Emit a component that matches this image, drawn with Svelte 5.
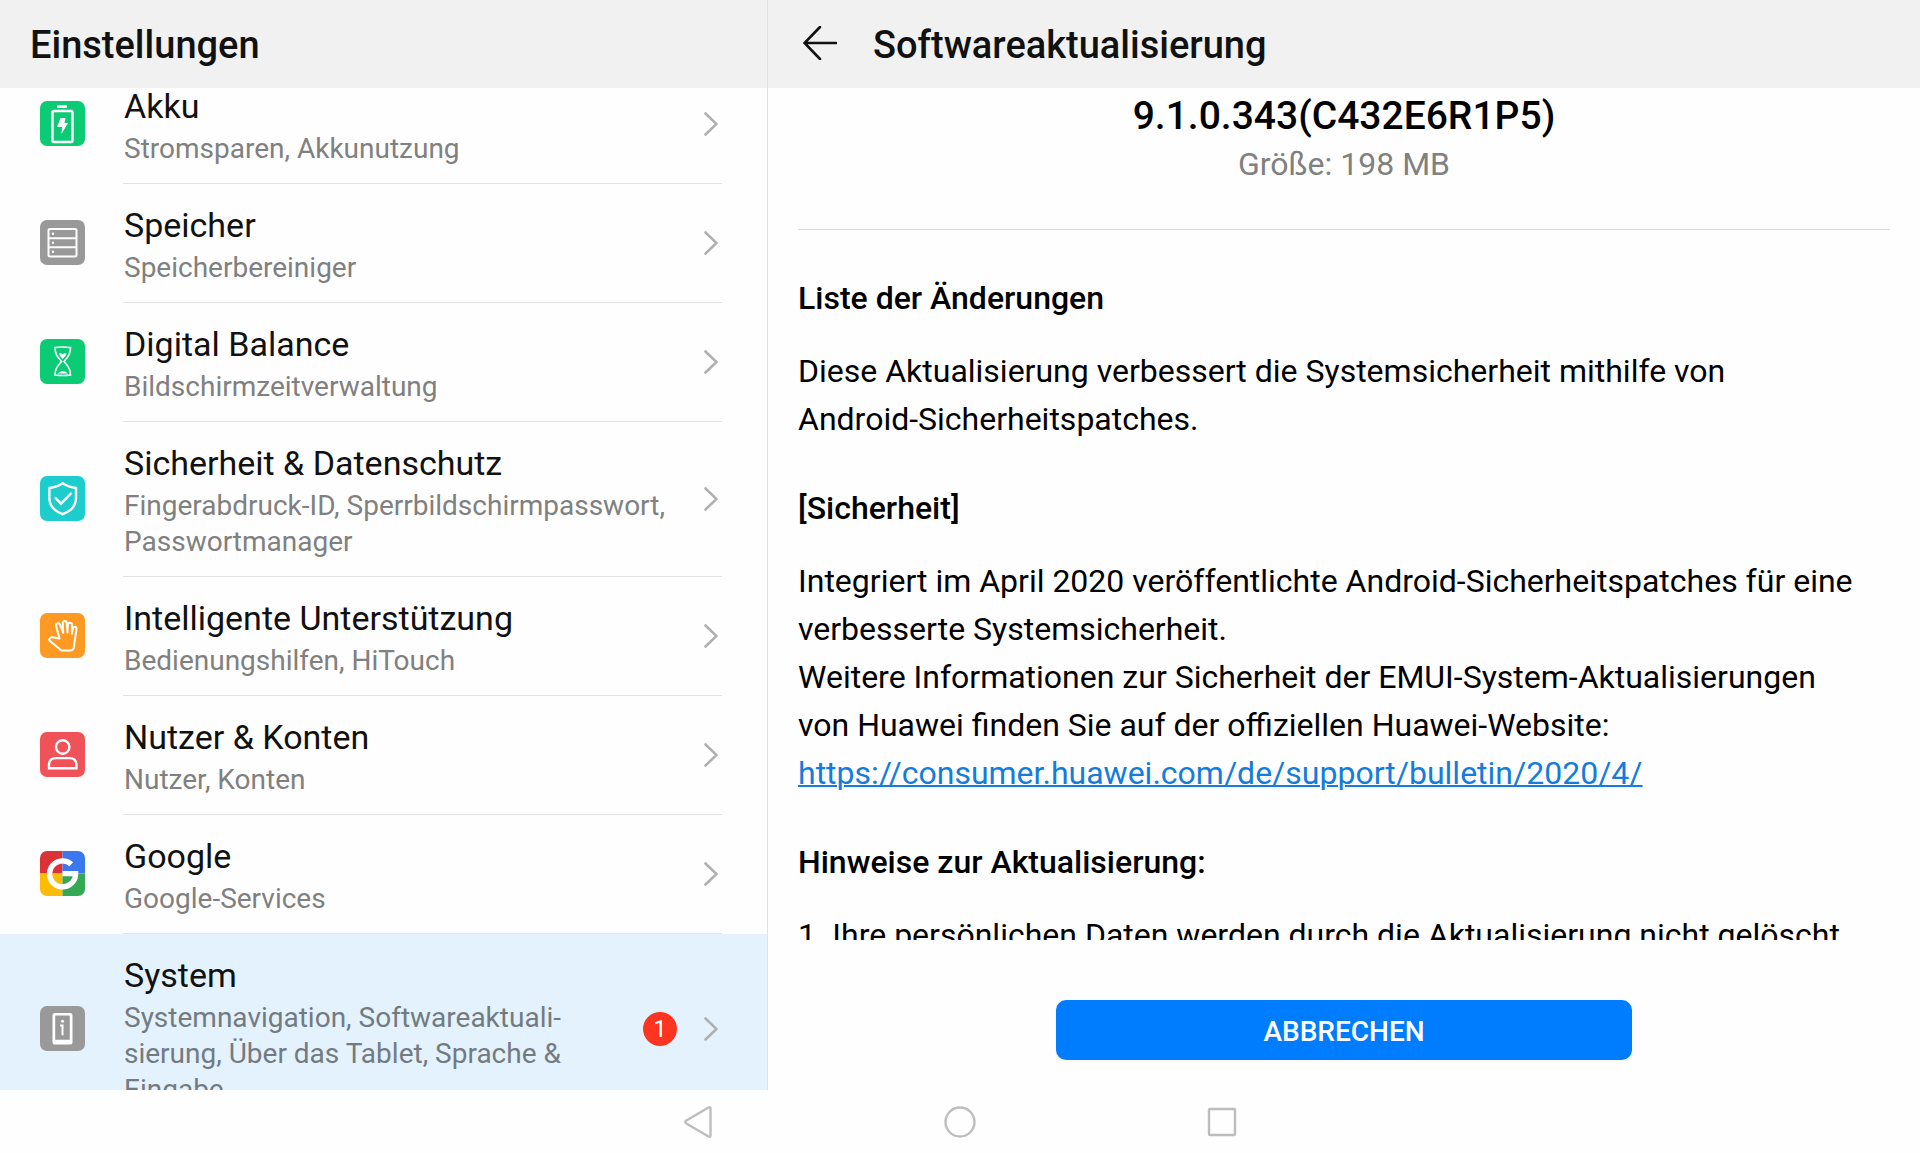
----------
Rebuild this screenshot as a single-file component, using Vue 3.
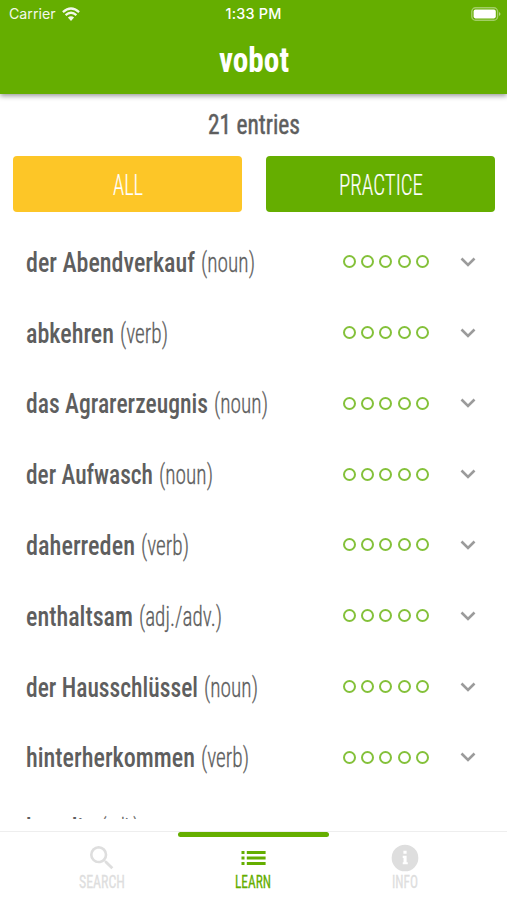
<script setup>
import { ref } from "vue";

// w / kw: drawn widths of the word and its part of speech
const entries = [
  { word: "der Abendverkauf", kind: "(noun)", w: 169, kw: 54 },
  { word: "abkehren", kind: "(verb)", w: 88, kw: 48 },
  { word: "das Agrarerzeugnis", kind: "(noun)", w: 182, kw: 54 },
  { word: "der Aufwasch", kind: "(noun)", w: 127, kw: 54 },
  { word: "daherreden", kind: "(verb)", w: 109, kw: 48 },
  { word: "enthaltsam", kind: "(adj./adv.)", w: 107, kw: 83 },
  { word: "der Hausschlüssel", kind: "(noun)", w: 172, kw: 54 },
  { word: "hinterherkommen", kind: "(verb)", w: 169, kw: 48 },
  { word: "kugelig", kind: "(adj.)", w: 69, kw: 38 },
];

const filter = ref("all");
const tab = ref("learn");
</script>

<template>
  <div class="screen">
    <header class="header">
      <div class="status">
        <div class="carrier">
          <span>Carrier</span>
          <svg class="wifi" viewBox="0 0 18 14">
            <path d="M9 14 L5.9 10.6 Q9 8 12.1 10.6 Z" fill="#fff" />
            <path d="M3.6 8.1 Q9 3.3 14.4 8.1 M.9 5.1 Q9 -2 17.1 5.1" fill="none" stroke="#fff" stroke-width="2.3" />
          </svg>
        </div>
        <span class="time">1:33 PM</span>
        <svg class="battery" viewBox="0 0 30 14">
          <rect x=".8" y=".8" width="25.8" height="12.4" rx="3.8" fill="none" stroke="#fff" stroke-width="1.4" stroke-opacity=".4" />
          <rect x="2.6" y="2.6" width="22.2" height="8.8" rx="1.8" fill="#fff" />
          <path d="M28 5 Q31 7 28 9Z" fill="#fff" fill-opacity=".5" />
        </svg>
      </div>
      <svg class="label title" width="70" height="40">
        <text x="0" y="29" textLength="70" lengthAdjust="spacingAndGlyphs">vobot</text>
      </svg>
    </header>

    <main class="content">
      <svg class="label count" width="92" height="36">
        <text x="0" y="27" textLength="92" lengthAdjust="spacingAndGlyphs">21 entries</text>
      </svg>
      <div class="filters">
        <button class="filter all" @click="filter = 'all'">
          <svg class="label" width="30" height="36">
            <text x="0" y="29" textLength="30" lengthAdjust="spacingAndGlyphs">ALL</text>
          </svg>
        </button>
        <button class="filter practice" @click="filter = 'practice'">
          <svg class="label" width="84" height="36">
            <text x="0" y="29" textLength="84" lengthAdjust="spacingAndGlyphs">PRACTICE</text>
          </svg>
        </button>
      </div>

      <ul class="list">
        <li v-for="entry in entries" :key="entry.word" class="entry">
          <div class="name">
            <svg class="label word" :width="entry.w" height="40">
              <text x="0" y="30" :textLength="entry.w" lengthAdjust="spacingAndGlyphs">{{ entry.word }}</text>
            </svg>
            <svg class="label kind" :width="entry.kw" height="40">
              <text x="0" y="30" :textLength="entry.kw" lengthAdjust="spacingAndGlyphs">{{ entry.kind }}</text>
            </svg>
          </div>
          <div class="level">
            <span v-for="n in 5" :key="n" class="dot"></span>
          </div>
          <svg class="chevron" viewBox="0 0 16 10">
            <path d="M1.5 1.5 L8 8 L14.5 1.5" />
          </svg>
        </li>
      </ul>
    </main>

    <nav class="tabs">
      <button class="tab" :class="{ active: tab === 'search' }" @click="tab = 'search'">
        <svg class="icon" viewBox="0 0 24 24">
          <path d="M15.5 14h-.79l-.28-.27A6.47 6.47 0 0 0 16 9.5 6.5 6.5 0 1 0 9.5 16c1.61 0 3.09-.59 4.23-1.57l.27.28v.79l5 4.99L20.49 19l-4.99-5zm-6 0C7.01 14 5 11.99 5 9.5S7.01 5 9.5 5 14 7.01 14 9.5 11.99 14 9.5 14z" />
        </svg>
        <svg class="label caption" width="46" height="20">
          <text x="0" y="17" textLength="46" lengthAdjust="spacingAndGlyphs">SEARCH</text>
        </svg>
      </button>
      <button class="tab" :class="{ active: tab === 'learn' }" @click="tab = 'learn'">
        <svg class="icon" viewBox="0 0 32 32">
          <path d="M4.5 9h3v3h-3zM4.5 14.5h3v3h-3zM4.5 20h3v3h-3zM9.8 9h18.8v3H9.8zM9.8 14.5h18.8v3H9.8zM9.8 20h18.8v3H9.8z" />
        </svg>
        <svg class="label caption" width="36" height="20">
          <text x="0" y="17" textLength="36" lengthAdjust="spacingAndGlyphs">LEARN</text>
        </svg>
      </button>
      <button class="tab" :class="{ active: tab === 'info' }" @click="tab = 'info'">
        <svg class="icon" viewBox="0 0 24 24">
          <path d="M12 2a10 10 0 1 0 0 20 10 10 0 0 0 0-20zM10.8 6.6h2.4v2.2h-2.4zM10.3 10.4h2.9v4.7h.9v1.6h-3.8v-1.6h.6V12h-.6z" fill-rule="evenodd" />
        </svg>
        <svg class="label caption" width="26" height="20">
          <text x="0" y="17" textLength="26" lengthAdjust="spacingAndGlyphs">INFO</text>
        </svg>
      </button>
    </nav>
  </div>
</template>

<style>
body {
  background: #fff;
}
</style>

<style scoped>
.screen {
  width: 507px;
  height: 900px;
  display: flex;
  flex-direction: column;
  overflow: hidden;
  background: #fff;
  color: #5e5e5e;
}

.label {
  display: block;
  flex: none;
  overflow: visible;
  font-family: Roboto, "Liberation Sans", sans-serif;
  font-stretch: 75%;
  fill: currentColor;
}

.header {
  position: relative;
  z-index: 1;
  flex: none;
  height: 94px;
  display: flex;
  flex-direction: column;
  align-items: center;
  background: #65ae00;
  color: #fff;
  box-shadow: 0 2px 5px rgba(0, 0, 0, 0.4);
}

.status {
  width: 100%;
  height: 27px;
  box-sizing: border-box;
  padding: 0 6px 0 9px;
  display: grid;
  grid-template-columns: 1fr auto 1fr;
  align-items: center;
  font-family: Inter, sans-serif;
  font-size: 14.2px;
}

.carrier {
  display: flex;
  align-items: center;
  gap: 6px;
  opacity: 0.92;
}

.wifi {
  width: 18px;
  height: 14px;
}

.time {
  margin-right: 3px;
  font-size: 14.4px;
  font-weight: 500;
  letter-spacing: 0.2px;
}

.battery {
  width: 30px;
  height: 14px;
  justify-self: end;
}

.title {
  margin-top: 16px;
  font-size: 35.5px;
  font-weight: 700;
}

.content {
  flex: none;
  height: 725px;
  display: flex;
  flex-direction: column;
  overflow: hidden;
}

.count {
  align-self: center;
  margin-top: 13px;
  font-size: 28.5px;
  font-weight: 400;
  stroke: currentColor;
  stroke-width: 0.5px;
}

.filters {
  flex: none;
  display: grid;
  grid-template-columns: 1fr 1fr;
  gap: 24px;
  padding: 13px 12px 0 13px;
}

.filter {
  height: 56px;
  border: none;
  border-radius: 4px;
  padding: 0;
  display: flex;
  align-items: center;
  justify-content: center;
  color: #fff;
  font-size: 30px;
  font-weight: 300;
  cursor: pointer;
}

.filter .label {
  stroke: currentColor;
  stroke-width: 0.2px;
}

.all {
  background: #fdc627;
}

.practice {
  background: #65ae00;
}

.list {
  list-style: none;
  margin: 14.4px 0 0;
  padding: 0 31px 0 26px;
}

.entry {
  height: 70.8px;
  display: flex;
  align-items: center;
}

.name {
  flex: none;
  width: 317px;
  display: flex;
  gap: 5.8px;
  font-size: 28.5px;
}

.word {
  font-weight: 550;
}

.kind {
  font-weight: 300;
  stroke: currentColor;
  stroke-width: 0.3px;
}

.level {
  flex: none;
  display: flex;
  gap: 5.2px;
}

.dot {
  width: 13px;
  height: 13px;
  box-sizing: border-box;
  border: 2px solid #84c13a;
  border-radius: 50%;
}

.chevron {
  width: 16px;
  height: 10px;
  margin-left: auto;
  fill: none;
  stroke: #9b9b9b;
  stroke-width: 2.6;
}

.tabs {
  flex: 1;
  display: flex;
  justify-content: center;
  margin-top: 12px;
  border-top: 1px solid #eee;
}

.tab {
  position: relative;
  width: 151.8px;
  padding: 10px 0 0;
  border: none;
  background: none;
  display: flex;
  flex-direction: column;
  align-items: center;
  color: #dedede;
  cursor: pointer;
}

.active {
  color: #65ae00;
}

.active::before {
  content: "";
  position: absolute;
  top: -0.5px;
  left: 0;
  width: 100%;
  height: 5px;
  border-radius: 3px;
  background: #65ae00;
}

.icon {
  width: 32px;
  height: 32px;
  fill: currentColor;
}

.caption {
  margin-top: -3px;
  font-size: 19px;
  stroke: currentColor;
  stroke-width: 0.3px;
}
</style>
----------
Isolate the lines above that contain the word "this" and copy them.

FINISHED ANSWER:
Emit a component that matches this image, drawn with Svelte 5.
Rebuild this screenshot as a single-file component, using Vue 3.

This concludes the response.